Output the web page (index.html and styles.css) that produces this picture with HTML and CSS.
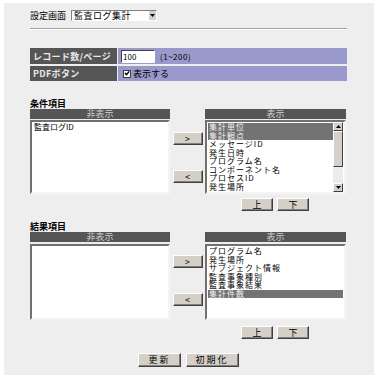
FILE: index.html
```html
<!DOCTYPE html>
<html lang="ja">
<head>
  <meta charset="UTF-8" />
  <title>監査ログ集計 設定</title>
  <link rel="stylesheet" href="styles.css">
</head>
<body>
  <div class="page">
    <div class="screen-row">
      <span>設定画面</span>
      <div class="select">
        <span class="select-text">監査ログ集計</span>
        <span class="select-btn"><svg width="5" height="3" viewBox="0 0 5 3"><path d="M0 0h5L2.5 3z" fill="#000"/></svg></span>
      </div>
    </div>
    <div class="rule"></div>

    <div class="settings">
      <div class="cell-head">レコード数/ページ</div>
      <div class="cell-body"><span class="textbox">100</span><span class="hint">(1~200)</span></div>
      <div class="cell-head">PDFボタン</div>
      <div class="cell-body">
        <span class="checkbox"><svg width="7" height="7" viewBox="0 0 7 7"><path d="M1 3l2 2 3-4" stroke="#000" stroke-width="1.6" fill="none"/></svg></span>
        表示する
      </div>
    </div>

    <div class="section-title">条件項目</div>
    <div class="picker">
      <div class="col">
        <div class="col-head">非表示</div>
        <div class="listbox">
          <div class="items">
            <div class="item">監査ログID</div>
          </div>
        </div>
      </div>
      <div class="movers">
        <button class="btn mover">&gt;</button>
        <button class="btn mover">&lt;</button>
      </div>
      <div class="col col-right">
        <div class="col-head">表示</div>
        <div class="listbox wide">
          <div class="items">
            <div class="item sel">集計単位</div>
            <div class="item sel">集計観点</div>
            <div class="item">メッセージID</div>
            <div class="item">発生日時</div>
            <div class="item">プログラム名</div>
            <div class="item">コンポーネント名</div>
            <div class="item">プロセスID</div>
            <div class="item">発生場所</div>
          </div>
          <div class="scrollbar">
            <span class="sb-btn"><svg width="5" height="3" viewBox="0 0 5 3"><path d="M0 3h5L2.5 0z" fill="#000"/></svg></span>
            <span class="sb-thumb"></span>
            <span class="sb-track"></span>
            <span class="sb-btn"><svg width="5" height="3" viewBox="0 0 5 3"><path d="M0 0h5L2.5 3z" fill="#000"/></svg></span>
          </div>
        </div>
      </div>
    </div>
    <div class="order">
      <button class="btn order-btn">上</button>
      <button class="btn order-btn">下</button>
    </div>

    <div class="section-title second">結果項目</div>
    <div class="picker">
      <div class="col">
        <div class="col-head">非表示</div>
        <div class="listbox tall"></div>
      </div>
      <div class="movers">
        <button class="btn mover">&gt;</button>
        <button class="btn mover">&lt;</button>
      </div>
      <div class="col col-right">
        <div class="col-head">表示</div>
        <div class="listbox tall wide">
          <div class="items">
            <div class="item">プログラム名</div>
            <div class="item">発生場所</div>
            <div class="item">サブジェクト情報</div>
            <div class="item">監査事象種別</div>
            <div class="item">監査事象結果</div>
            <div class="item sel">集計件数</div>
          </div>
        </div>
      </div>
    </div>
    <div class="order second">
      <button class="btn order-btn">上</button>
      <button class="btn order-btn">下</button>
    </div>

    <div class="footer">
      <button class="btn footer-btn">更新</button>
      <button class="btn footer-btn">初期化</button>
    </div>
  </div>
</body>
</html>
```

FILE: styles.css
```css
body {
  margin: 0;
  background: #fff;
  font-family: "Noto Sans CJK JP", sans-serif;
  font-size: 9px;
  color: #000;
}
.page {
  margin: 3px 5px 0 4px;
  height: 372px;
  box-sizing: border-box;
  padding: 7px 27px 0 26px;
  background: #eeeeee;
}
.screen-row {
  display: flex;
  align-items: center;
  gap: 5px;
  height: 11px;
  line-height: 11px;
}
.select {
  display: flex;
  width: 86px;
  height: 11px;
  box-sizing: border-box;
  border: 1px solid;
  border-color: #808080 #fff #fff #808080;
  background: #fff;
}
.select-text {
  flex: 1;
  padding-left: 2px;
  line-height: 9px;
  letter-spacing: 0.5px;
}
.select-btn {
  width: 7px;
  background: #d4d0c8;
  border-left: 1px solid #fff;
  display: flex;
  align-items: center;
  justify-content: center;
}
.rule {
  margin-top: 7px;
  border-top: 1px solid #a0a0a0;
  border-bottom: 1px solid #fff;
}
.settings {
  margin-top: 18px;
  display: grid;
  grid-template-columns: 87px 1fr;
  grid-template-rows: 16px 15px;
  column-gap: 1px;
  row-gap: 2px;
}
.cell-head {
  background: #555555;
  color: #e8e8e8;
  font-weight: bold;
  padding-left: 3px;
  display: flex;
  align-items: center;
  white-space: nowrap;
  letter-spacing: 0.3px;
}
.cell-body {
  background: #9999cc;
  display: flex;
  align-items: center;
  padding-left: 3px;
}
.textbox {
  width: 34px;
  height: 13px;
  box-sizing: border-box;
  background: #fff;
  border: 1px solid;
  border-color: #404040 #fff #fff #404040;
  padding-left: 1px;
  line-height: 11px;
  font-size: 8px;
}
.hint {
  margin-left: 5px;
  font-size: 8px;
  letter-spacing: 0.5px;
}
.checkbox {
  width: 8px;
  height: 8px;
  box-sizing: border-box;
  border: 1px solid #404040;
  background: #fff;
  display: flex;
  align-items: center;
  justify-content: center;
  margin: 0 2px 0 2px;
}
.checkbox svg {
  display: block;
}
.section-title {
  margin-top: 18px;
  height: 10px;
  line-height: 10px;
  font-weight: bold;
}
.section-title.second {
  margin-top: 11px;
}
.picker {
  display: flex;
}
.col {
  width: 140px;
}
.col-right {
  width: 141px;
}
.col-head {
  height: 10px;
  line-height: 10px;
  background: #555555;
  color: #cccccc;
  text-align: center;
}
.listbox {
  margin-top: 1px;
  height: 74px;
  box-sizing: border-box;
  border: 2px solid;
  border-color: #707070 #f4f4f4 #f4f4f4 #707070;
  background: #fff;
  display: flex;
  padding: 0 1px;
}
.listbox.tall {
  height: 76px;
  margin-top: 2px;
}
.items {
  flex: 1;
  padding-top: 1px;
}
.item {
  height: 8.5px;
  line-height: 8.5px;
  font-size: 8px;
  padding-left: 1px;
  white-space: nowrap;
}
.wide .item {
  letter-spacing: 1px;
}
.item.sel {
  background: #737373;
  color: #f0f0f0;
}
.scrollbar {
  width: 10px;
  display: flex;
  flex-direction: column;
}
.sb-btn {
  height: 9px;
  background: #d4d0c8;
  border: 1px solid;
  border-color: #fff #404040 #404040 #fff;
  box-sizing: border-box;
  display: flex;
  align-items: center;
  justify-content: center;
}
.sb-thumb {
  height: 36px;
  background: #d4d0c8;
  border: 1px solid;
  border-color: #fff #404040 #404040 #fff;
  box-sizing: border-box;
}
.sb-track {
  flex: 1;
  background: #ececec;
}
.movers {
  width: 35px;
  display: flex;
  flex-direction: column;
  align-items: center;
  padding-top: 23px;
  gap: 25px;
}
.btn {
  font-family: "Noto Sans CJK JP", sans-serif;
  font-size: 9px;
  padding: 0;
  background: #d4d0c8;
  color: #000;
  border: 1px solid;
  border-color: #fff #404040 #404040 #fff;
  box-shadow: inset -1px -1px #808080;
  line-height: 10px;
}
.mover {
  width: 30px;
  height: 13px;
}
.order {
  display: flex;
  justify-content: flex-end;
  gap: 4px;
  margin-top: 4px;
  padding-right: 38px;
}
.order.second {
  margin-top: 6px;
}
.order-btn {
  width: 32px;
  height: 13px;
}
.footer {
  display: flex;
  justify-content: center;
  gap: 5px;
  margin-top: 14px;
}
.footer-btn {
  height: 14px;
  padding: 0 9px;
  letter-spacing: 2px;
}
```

# # # # #

# [TASK GOAL]
Repeat the listing in full and exactly. Leave any pictures out.

# [RESULT BELOW]
Output the web page (index.html and styles.css) that produces this picture with HTML and CSS.
FILE: index.html
```html
<!DOCTYPE html>
<html lang="ja">
<head>
  <meta charset="UTF-8" />
  <title>監査ログ集計 設定</title>
  <link rel="stylesheet" href="styles.css">
</head>
<body>
  <div class="page">
    <div class="screen-row">
      <span>設定画面</span>
      <div class="select">
        <span class="select-text">監査ログ集計</span>
        <span class="select-btn"><svg width="5" height="3" viewBox="0 0 5 3"><path d="M0 0h5L2.5 3z" fill="#000"/></svg></span>
      </div>
    </div>
    <div class="rule"></div>

    <div class="settings">
      <div class="cell-head">レコード数/ページ</div>
      <div class="cell-body"><span class="textbox">100</span><span class="hint">(1~200)</span></div>
      <div class="cell-head">PDFボタン</div>
      <div class="cell-body">
        <span class="checkbox"><svg width="7" height="7" viewBox="0 0 7 7"><path d="M1 3l2 2 3-4" stroke="#000" stroke-width="1.6" fill="none"/></svg></span>
        表示する
      </div>
    </div>

    <div class="section-title">条件項目</div>
    <div class="picker">
      <div class="col">
        <div class="col-head">非表示</div>
        <div class="listbox">
          <div class="items">
            <div class="item">監査ログID</div>
          </div>
        </div>
      </div>
      <div class="movers">
        <button class="btn mover">&gt;</button>
        <button class="btn mover">&lt;</button>
      </div>
      <div class="col col-right">
        <div class="col-head">表示</div>
        <div class="listbox wide">
          <div class="items">
            <div class="item sel">集計単位</div>
            <div class="item sel">集計観点</div>
            <div class="item">メッセージID</div>
            <div class="item">発生日時</div>
            <div class="item">プログラム名</div>
            <div class="item">コンポーネント名</div>
            <div class="item">プロセスID</div>
            <div class="item">発生場所</div>
          </div>
          <div class="scrollbar">
            <span class="sb-btn"><svg width="5" height="3" viewBox="0 0 5 3"><path d="M0 3h5L2.5 0z" fill="#000"/></svg></span>
            <span class="sb-thumb"></span>
            <span class="sb-track"></span>
            <span class="sb-btn"><svg width="5" height="3" viewBox="0 0 5 3"><path d="M0 0h5L2.5 3z" fill="#000"/></svg></span>
          </div>
        </div>
      </div>
    </div>
    <div class="order">
      <button class="btn order-btn">上</button>
      <button class="btn order-btn">下</button>
    </div>

    <div class="section-title second">結果項目</div>
    <div class="picker">
      <div class="col">
        <div class="col-head">非表示</div>
        <div class="listbox tall"></div>
      </div>
      <div class="movers">
        <button class="btn mover">&gt;</button>
        <button class="btn mover">&lt;</button>
      </div>
      <div class="col col-right">
        <div class="col-head">表示</div>
        <div class="listbox tall wide">
          <div class="items">
            <div class="item">プログラム名</div>
            <div class="item">発生場所</div>
            <div class="item">サブジェクト情報</div>
            <div class="item">監査事象種別</div>
            <div class="item">監査事象結果</div>
            <div class="item sel">集計件数</div>
          </div>
        </div>
      </div>
    </div>
    <div class="order second">
      <button class="btn order-btn">上</button>
      <button class="btn order-btn">下</button>
    </div>

    <div class="footer">
      <button class="btn footer-btn">更新</button>
      <button class="btn footer-btn">初期化</button>
    </div>
  </div>
</body>
</html>
```

FILE: styles.css
```css
body {
  margin: 0;
  background: #fff;
  font-family: "Noto Sans CJK JP", sans-serif;
  font-size: 9px;
  color: #000;
}
.page {
  margin: 3px 5px 0 4px;
  height: 372px;
  box-sizing: border-box;
  padding: 7px 27px 0 26px;
  background: #eeeeee;
}
.screen-row {
  display: flex;
  align-items: center;
  gap: 5px;
  height: 11px;
  line-height: 11px;
}
.select {
  display: flex;
  width: 86px;
  height: 11px;
  box-sizing: border-box;
  border: 1px solid;
  border-color: #808080 #fff #fff #808080;
  background: #fff;
}
.select-text {
  flex: 1;
  padding-left: 2px;
  line-height: 9px;
  letter-spacing: 0.5px;
}
.select-btn {
  width: 7px;
  background: #d4d0c8;
  border-left: 1px solid #fff;
  display: flex;
  align-items: center;
  justify-content: center;
}
.rule {
  margin-top: 7px;
  border-top: 1px solid #a0a0a0;
  border-bottom: 1px solid #fff;
}
.settings {
  margin-top: 18px;
  display: grid;
  grid-template-columns: 87px 1fr;
  grid-template-rows: 16px 15px;
  column-gap: 1px;
  row-gap: 2px;
}
.cell-head {
  background: #555555;
  color: #e8e8e8;
  font-weight: bold;
  padding-left: 3px;
  display: flex;
  align-items: center;
  white-space: nowrap;
  letter-spacing: 0.3px;
}
.cell-body {
  background: #9999cc;
  display: flex;
  align-items: center;
  padding-left: 3px;
}
.textbox {
  width: 34px;
  height: 13px;
  box-sizing: border-box;
  background: #fff;
  border: 1px solid;
  border-color: #404040 #fff #fff #404040;
  padding-left: 1px;
  line-height: 11px;
  font-size: 8px;
}
.hint {
  margin-left: 5px;
  font-size: 8px;
  letter-spacing: 0.5px;
}
.checkbox {
  width: 8px;
  height: 8px;
  box-sizing: border-box;
  border: 1px solid #404040;
  background: #fff;
  display: flex;
  align-items: center;
  justify-content: center;
  margin: 0 2px 0 2px;
}
.checkbox svg {
  display: block;
}
.section-title {
  margin-top: 18px;
  height: 10px;
  line-height: 10px;
  font-weight: bold;
}
.section-title.second {
  margin-top: 11px;
}
.picker {
  display: flex;
}
.col {
  width: 140px;
}
.col-right {
  width: 141px;
}
.col-head {
  height: 10px;
  line-height: 10px;
  background: #555555;
  color: #cccccc;
  text-align: center;
}
.listbox {
  margin-top: 1px;
  height: 74px;
  box-sizing: border-box;
  border: 2px solid;
  border-color: #707070 #f4f4f4 #f4f4f4 #707070;
  background: #fff;
  display: flex;
  padding: 0 1px;
}
.listbox.tall {
  height: 76px;
  margin-top: 2px;
}
.items {
  flex: 1;
  padding-top: 1px;
}
.item {
  height: 8.5px;
  line-height: 8.5px;
  font-size: 8px;
  padding-left: 1px;
  white-space: nowrap;
}
.wide .item {
  letter-spacing: 1px;
}
.item.sel {
  background: #737373;
  color: #f0f0f0;
}
.scrollbar {
  width: 10px;
  display: flex;
  flex-direction: column;
}
.sb-btn {
  height: 9px;
  background: #d4d0c8;
  border: 1px solid;
  border-color: #fff #404040 #404040 #fff;
  box-sizing: border-box;
  display: flex;
  align-items: center;
  justify-content: center;
}
.sb-thumb {
  height: 36px;
  background: #d4d0c8;
  border: 1px solid;
  border-color: #fff #404040 #404040 #fff;
  box-sizing: border-box;
}
.sb-track {
  flex: 1;
  background: #ececec;
}
.movers {
  width: 35px;
  display: flex;
  flex-direction: column;
  align-items: center;
  padding-top: 23px;
  gap: 25px;
}
.btn {
  font-family: "Noto Sans CJK JP", sans-serif;
  font-size: 9px;
  padding: 0;
  background: #d4d0c8;
  color: #000;
  border: 1px solid;
  border-color: #fff #404040 #404040 #fff;
  box-shadow: inset -1px -1px #808080;
  line-height: 10px;
}
.mover {
  width: 30px;
  height: 13px;
}
.order {
  display: flex;
  justify-content: flex-end;
  gap: 4px;
  margin-top: 4px;
  padding-right: 38px;
}
.order.second {
  margin-top: 6px;
}
.order-btn {
  width: 32px;
  height: 13px;
}
.footer {
  display: flex;
  justify-content: center;
  gap: 5px;
  margin-top: 14px;
}
.footer-btn {
  height: 14px;
  padding: 0 9px;
  letter-spacing: 2px;
}
```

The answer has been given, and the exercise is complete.